Sustainability & Supply Chain Compliance Queries: "Show me all suppliers for calf leather used in footwear lines, along with their latest sustainability audit scores and any corrective action plans related to water usage." This requires reasoning across multiple data silos: material sourcing databases, supplier master lists, compliance reports, and audit documents. A system capable of semantic reasoning could navigate these connections to retrieve the precise set of relevant documents.
The Critical Gap Between Research and Production:
It is vital to recognize that ReasonGR is a research framework tested on a specific QA dataset. Translating this to a production retail environment involves substantial challenges:
- Corpus Scale & Dynamics: A luxury brand's corpus includes product catalogs, CRM data, supply chain logs, marketing copy, and customer reviews—all constantly updating. Scaling GR to this dynamic, multi-modal environment is non-trivial.
- Defining "Document Identifiers": What does the model generate? A product SKU? A PDF filename? A database record ID? The retrieval unit must be carefully designed.

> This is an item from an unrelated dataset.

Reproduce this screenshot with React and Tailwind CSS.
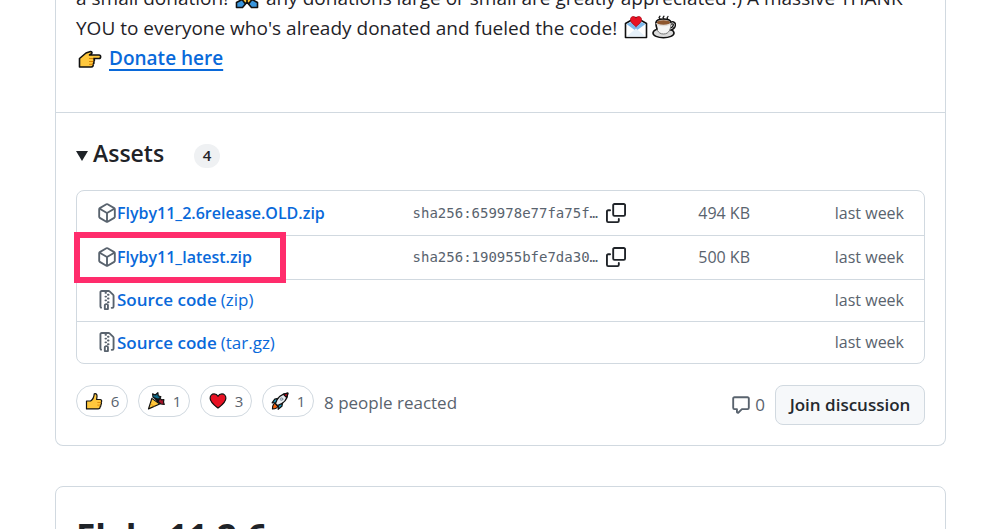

- Accuracy Requirements: In financial or legal contexts, 95% accuracy might be a breakthrough. In customer-facing retail applications, even 99% accuracy might lead to frequent frustrating errors, damaging brand perception.
The primary takeaway for retail AI leaders is not to implement ReasonGR tomorrow, but to understand the direction of travel: the next frontier of enterprise search and retrieval is moving beyond keyword matching towards systems that can genuinely reason about a user's intent and the complex relationships within corporate data. Investing in foundational data structuring and exploring partnerships with AI vendors who are working on these next-generation retrieval architectures would be a prudent strategic move.